Over the years, I’ve learned to let go of my perfectionistic ways. I’ve realized there isn’t an ideal choice. Some options will be better for financial reasons, and some will be better for our souls. Throughout our lives, most of us will choose a mix-and-match combination of both.

Sometimes we will run the calculations and look for the best return. Other times we will run the numbers, listen to our hearts, and blatantly ignore the math.

6 thoughts on “Making Financial Decisions: Mixing Emotions with Math”

1. This was great! I never seem to make financial decisions just based on the numbers – there are always emotions involved. Sometimes I have to listen to the emotions more, sometimes the numbers make too much sense. Great examples too!
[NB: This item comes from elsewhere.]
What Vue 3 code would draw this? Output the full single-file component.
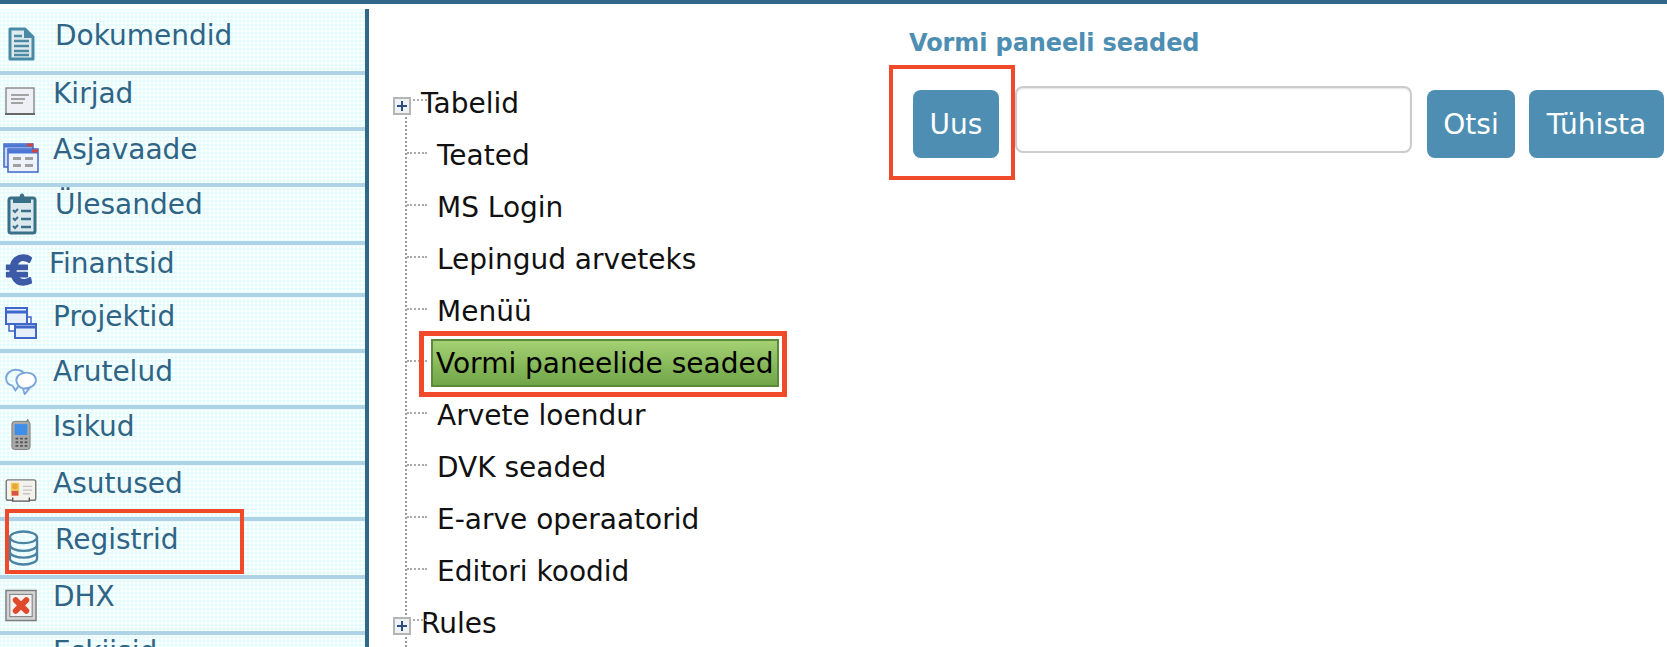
<template>
  <div class="page">
    <aside class="sidebar">
      <div
        v-for="item in menu"
        :key="item.label"
        class="menu-item"
        :style="{ height: item.height + 'px', paddingLeft: item.left + 'px' }"
      >
        <span class="menu-icon" :style="{ width: item.gap + 'px', marginTop: item.iconTop + 'px' }">
          <svg v-if="item.icon === 'doc'" width="27" height="34" viewBox="0 0 27 34">
            <path d="M2 2h15l8 8v22H2z" fill="#dfeaef" stroke="#4a8aa5" stroke-width="3" stroke-linejoin="round" />
            <path d="M16 2v9h9z" fill="#4a8aa5" />
            <path d="M6 9h8M6 14h15M6 19h15M6 24h15M6 28h15" stroke="#4a8aa5" stroke-width="2.4" />
          </svg>
          <svg v-else-if="item.icon === 'mail'" width="30" height="28" viewBox="0 0 30 28">
            <rect x="1" y="1" width="28" height="26" fill="#eef0f5" stroke="#8f8f8f" stroke-width="1.500" />
            <path d="M0 27h30" stroke="#666" stroke-width="2" />
            <path d="M6 8h18M6 12h14M6 16h12" stroke="#a3a3a3" stroke-width="2" />
          </svg>
          <svg v-else-if="item.icon === 'view'" width="36" height="30" viewBox="0 0 36 30">
            <rect x="1" y="1" width="29" height="23" fill="#cfdcf5" stroke="#3f66c9" stroke-width="1.500" />
            <path d="M1 3h29" stroke="#4a76d6" stroke-width="3" />
            <rect x="5" y="6" width="30" height="23" fill="#eef3fb" stroke="#3f66c9" stroke-width="1.500" />
            <path d="M5 8.500h30" stroke="#4a76d6" stroke-width="4" />
            <path d="M29 8h6M24 2h6" stroke="#d0453f" stroke-width="3" />
            <path d="M10 14h8v3h-8zM22 14h8v3h-8zM10 21h8v3h-8zM22 21h8v3h-8z" fill="#a0a0a0" />
          </svg>
          <svg v-else-if="item.icon === 'tasks'" width="30" height="42" viewBox="0 0 30 42">
            <rect x="2" y="5" width="26" height="35" rx="2" fill="#dbe8ee" stroke="#3a6f88" stroke-width="3" />
            <path d="M6 10V6h6l1-4c1-2 3-2 4 0l1 4h6v4z" fill="#3a6f88" />
            <path d="M6 17l2 2 3-3M6 25l2 2 3-3M6 33l2 2 3-3" fill="none" stroke="#3a6f88" stroke-width="2" />
            <path d="M14 18h10M14 26h10M14 34h10" stroke="#3a6f88" stroke-width="2.600" />
          </svg>
          <svg v-else-if="item.icon === 'euro'" width="28" height="33" viewBox="3 1 26 32">
            <path d="M28 6c-2-2-5-3-8-3-6 0-11 4-12 10H4v4h3.500v3H4v4h5c2 5 6 8 11 8 3 0 6-1 8-2l-1-5c-2 1-4 2-6 2-3 0-5-1-6-3h9v-4H13v-3h11v-4H14c1-3 3-5 6-5 2 0 4 1 6 2z" fill="#3c5aa6" stroke="#3c5aa6" stroke-width="1.500" stroke-linejoin="round" />
          </svg>
          <svg v-else-if="item.icon === 'project'" width="32" height="32" viewBox="0 0 32 32">
            <rect x="4" y="10" width="22" height="14" fill="#fff" stroke="#3f66c9" stroke-width="1.500" />
            <rect x="1" y="1" width="21" height="16" fill="#e6eefa" stroke="#3f66c9" stroke-width="2" />
            <path d="M1 5h21" stroke="#3f66c9" stroke-width="3" />
            <rect x="10" y="17" width="21" height="14" fill="#e6eefa" stroke="#3f66c9" stroke-width="2" />
            <path d="M10 20h21" stroke="#3f66c9" stroke-width="3" />
          </svg>
          <svg v-else-if="item.icon === 'chat'" width="32" height="28" viewBox="0 0 34 30">
            <path d="M8 20C3 19 1 16 1 12c0-5 5-9 10-9s9 2 10 6M8 20l3 5 3-4" fill="none" stroke="#7ba4d8" stroke-width="2" />
            <path d="M20 23c6 0 13-3 13-9 0-5-5-8-10-8S12 9 12 14c0 4 3 8 7 9l2 6 5-6z" fill="#fff" stroke="#7ba4d8" stroke-width="2" />
          </svg>
          <svg v-else-if="item.icon === 'phone'" width="20" height="34" viewBox="0 0 22 34">
            <path d="M17 3l2-3" stroke="#777" stroke-width="2" />
            <rect x="1" y="2" width="20" height="31" rx="3" fill="#a9a9a9" stroke="#7a7a7a" />
            <rect x="4" y="5" width="14" height="12" fill="#3f8fe8" />
            <path d="M5 21h3M10 21h3M15 21h3M5 25h3M10 25h3M15 25h3M5 29h3M10 29h3M15 29h3" stroke="#555" stroke-width="2" />
          </svg>
          <svg v-else-if="item.icon === 'card'" width="32" height="24" viewBox="0 0 34 26">
            <rect x="1" y="1" width="32" height="22" rx="2" fill="#f4f2ec" stroke="#777" stroke-width="1.500" />
            <rect x="6" y="4" width="9" height="14" fill="#eec95a" />
            <circle cx="10.500" cy="8" r="3" fill="#e8a33a" />
            <rect x="7" y="13" width="7" height="5" fill="#d9534f" />
            <path d="M19 8h10M19 12h10M19 16h8" stroke="#c4c4c4" stroke-width="1.500" />
            <path d="M8 20v4h18v-4" fill="#f4f2ec" stroke="#555" stroke-width="1.500" />
          </svg>
          <svg v-else-if="item.icon === 'db'" width="31" height="38" viewBox="0 0 32 38">
            <ellipse cx="16" cy="8" rx="14" ry="6" fill="none" stroke="#4b84a0" stroke-width="2.400" />
            <path d="M2 8v22c0 3 6 6 14 6s14-3 14-6V8M2 16c0 3 6 6 14 6s14-3 14-6M2 23c0 3 6 6 14 6s14-3 14-6" fill="none" stroke="#4b84a0" stroke-width="2.400" />
          </svg>
          <svg v-else-if="item.icon === 'dhx'" width="32" height="33" viewBox="0 0 33 33">
            <rect x="1" y="1" width="31" height="31" fill="#d4d4d4" stroke="#7d7d7d" stroke-width="1.500" />
            <rect x="5" y="5" width="23" height="23" fill="#f3f3f3" stroke="#777" />
            <path d="M11 11l11 11M22 11L11 22" stroke="#e04a2c" stroke-width="6" stroke-linecap="round" />
          </svg>
        </span>
        <span class="menu-label" :style="{ marginTop: item.textTop + 'px' }">{{ item.label }}</span>
      </div>
      <div class="callout callout-menu"></div>
    </aside>

    <section class="tree">
      <div v-for="node in tree" :key="node.label" class="tree-row" :class="{ root: node.root, child: !node.root }">
        <span v-if="node.root" class="expander"><span class="plus"></span></span>
        <span class="dots"></span>
        <span class="tree-label" :class="{ selected: node.selected }">{{ node.label }}</span>
        <span v-if="node.selected" class="callout callout-tree"></span>
      </div>
    </section>

    <main class="panel">
      <h1 class="panel-title">Vormi paneeli seaded</h1>
      <div class="toolbar">
        <span class="uus-wrap">
          <button class="btn uus">Uus</button>
        </span>
        <input class="search" type="text" />
        <button class="btn otsi">Otsi</button>
        <button class="btn tuhista">Tühista</button>
      </div>
    </main>
  </div>
</template>

<script setup>
const menu = [
  { label: 'Dokumendid', icon: 'doc', height: 66, left: 8, gap: 47, iconTop: 18, textTop: 9 },
  { label: 'Kirjad', icon: 'mail', height: 56, left: 5, gap: 48, iconTop: 12, textTop: 1 },
  { label: 'Asjavaade', icon: 'view', height: 56, left: 3, gap: 50, iconTop: 12, textTop: 1 },
  { label: 'Ülesanded', icon: 'tasks', height: 58, left: 7, gap: 48, iconTop: 6, textTop: 0 },
  { label: 'Finantsid', icon: 'euro', height: 52, left: 5, gap: 44, iconTop: 8, textTop: 1 },
  { label: 'Projektid', icon: 'project', height: 56, left: 5, gap: 48, iconTop: 10, textTop: 2 },
  { label: 'Arutelud', icon: 'chat', height: 56, left: 5, gap: 48, iconTop: 14, textTop: 1 },
  { label: 'Isikud', icon: 'phone', height: 56, left: 11, gap: 42, iconTop: 9, textTop: 0 },
  { label: 'Asutused', icon: 'card', height: 56, left: 5, gap: 48, iconTop: 14, textTop: 1 },
  { label: 'Registrid', icon: 'db', height: 58, left: 8, gap: 47, iconTop: 8, textTop: 1 },
  { label: 'DHX', icon: 'dhx', height: 56, left: 5, gap: 48, iconTop: 10, textTop: 0 },
  { label: 'Eskiisid', icon: '', height: 56, left: 53, gap: 0, iconTop: 0, textTop: -1 }
]

const tree = [
  { label: 'Tabelid', root: true },
  { label: 'Teated' },
  { label: 'MS Login' },
  { label: 'Lepingud arveteks' },
  { label: 'Menüü' },
  { label: 'Vormi paneelide seaded', selected: true },
  { label: 'Arvete loendur' },
  { label: 'DVK seaded' },
  { label: 'E-arve operaatorid' },
  { label: 'Editori koodid' },
  { label: 'Rules', root: true }
]
</script>

<style>
html,
body {
  margin: 0;
  background: #fff;
  overflow: hidden;
}
</style>

<style scoped>
.page {
  position: relative;
  display: flex;
  height: 647px;
  overflow: hidden;
  border-top: 4px solid #336788;
  box-sizing: border-box;
  font-family: "DejaVu Sans", Verdana, sans-serif;
  background: #fff;
}

.sidebar {
  position: relative;
  flex: none;
  width: 365px;
  height: 640px;
  margin-top: 5px;
  border-right: 4px solid #336788;
  background-color: #e2fbfd;
  background-image: radial-gradient(circle at 2px 2px, #fff 1.400px, transparent 1.700px);
  background-size: 4px 4px;
}

.menu-item {
  display: flex;
  align-items: flex-start;
  box-sizing: border-box;
  border-bottom: 4px solid #afd3e6;
}

.menu-icon {
  flex: none;
  display: block;
  line-height: 0;
}

.menu-icon svg {
  filter: blur(0.4px);
}

.menu-label {
  color: #2f6485;
  font-size: 28px;
  line-height: 36px;
  white-space: nowrap;
}

.callout {
  position: absolute;
  box-sizing: border-box;
  border: 4px solid #f04a2a;
  pointer-events: none;
}

.callout-menu {
  left: 5px;
  top: 500px;
  width: 239px;
  height: 65px;
}

.tree {
  position: relative;
  flex: none;
  width: 510px;
  padding: 73px 0 0 21px;
  box-sizing: border-box;
  color: #111;
}

.tree::before {
  content: "";
  position: absolute;
  left: 36px;
  top: 113px;
  bottom: 0;
  border-left: 2px dotted #999;
}

.tree-row {
  position: relative;
  display: flex;
  align-items: center;
  height: 52px;
  font-size: 28px;
  white-space: nowrap;
}

.expander {
  position: absolute;
  left: 3px;
  top: 20px;
  width: 18px;
  height: 18px;
  box-sizing: border-box;
  border: 2px solid #b5b5b5;
  background: #eef1f5;
  z-index: 1;
}

.plus {
  position: absolute;
  left: 2px;
  top: 2px;
  width: 10px;
  height: 10px;
  background:
    linear-gradient(#2d4f80, #2d4f80) center / 10px 2px no-repeat,
    linear-gradient(#2d4f80, #2d4f80) center / 2px 10px no-repeat;
}

.dots {
  position: absolute;
  top: 23px;
  left: 17px;
  width: 20px;
  border-top: 2px dotted #aaa;
}

.root .dots {
  top: 22px;
  left: 23px;
  width: 14px;
}

.root .tree-label {
  margin-left: 31px;
}

.child .tree-label {
  margin-left: 47px;
}

.child .selected {
  position: relative;
  margin-left: 41px;
  width: 348px;
  padding: 0 0 0 3px;
  height: 48px;
  line-height: 46px;
  box-sizing: border-box;
  border: 2px solid #5c8a3c;
  color: #000;
  background: linear-gradient(#a3d072, #71a648);
}

.callout-tree {
  left: 29px;
  top: -6px;
  width: 368px;
  height: 66px;
  border-width: 5px;
}

.panel {
  flex: 1;
  min-width: 0;
  padding: 23px 0 0 30px;
}

.panel-title {
  margin: 0;
  color: #4d8eb2;
  font-size: 24px;
  font-weight: bold;
  line-height: 32px;
  letter-spacing: -0.1px;
  white-space: nowrap;
}

.toolbar {
  display: flex;
  align-items: flex-start;
  margin-top: 6px;
}

.btn {
  height: 68px;
  padding: 0;
  border: 0;
  border-radius: 8px;
  background: #4d8eb2;
  color: #fff;
  font-family: inherit;
  font-size: 28px;
}

.uus-wrap {
  flex: none;
  display: block;
  box-sizing: border-box;
  width: 126px;
  height: 115px;
  margin-left: -20px;
  padding: 21px 0 0 20px;
  border: 4px solid #f04a2a;
}

.uus {
  display: block;
  width: 86px;
}

.search {
  flex: none;
  width: 397px;
  height: 67px;
  margin-top: 21px;
  box-sizing: border-box;
  border: 2px solid #ccc;
  border-radius: 8px;
  background: #fff;
  box-shadow: inset 0 1px 2px rgba(0, 0, 0, 0.1);
  outline: none;
}

.otsi {
  flex: none;
  width: 88px;
  margin: 25px 0 0 15px;
}

.tuhista {
  flex: none;
  width: 135px;
  margin: 25px 0 0 14px;
}
</style>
• Thanks. Personal finance enthusiasts often make the decisions feel so easy. Like just follow the numbers and the rest will work out, but how many of us can remove our emotions and just look at the math? Is it even a good idea when we do? Usually, it’s not.

2. I have most definitely made financial decisions that make no numerical sense.

Having four kids, homeschooling, always working part-time…none of these are decisions that any financial calculator would recommend!

And the result of those decisions is easy to see in our retirement accounts. But I’m not that fussed about it, because I’m happy with the decisions that got us here.